Пьер Бурдьё. Думаю, причина в том, что когда слышишь подобные истории непосредственно от людей, их переживших, они производят потрясающее впечатление. При этом почти невозможно сохранить необходимую дистанцию. К примеру, некоторые истории мы не смогли включить в книгу, они были слишком проникновенны, исполнены надрыва и боли….
Грасс. Разрешите вас прервать? Когда я говорю о комическом, то подразумеваю, что комическое и трагическое не исключают друг друга, границы между ними подвижны.
Бурдьё. В конечном счете, мы хотели, не гоняясь ни за какими эффектами, представить читателю жестокую абсурдность жизни. Перед лицом человеческих драм часто поддаются искушению писать «красиво». Вместо этого мы попытались быть, насколько возможно, беспощадными, чтобы показать грубую сторону действительности. В пользу этого говорили научные и литературные доводы... Конечно, были и политические причины. По нашему ощущению, насилие, осуществляемое ныне неолиберальной политикой в Европе, Латинской Америке и многих других странах, столь велико, что с помощью лишь теоретического анализа нельзя воздать ему должное. Критическая мысль не находится на высоте, позволяющей оценить результаты этой политики.
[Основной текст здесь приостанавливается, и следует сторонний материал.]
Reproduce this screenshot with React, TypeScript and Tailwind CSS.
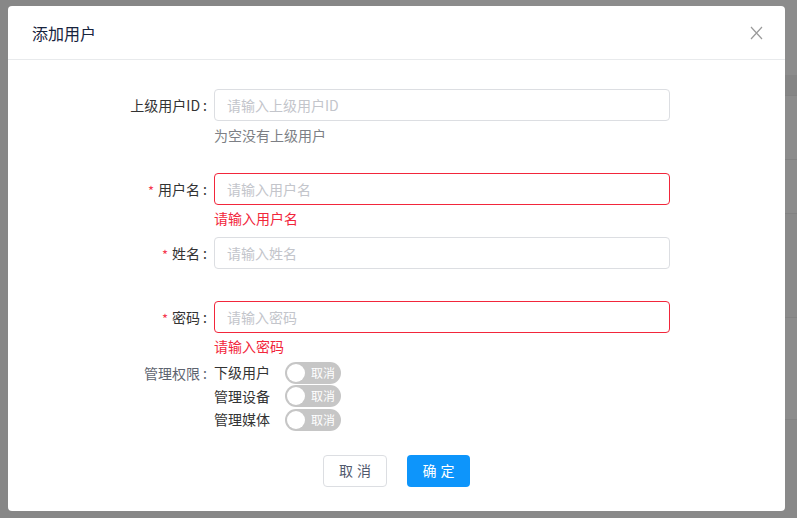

Грасс. Задавая свой вопрос, я должен был бы начать несколько издалека. Мы оба, вы как социолог и я как писатель, — дети Просвещения, той традиции, которая сегодня повсюду — во всяком случае, в Германии и Франции — ставится под вопрос, как будто процесс европейского Просвещения потерпел крах. У меня другое мнение. Я вижу неверные тенденции в процессе Просвещения, например, ограничение разума рамками того, что осуществимо чисто технически. Многие аспекты, имевшиеся изначально (вспомним хотя бы о Монтене), в течение столетий потеряны. Среди прочего и юмор. К примеру, «Кандид» Вольтера и «Жак-фаталист» Дидро — книги, в которых описывается ужасное состояние общества того времени. И все же в них показано, как проявляется способность человека, несмотря на боль и поражения, быть ироничным и в этом смысле торжествовать. Думаю, это один из признаков упадка Просвещения – мы забыли, как смеяться сквозь слёзы. Торжествующий смех побеждённого утерян.
Бурдьё. Но ощущение того, что мы теряем традиции Просвещения, связано с переворотом всего понимания мира, который осуществлен благодаря господствующим сегодня неолиберальным взглядам. Неолиберальная революция — это глубоко консервативная революция в том смысле, в каком о консервативной революции говорили в Германии в тридцатые годы. Такая революция — в высшей степени странная вещь: она восстанавливает в правах прошлое и при этом выдает себя за нечто прогрессивное, так что те, кто борется против возвращения к старым порядкам, сами слывут людьми вчерашнего дня. Нам обоим часто приходится с этим сталкиваться, порой с нами обращаются, как с «вечно вчерашними». Во Франции таких людей относят к «ржавым железякам».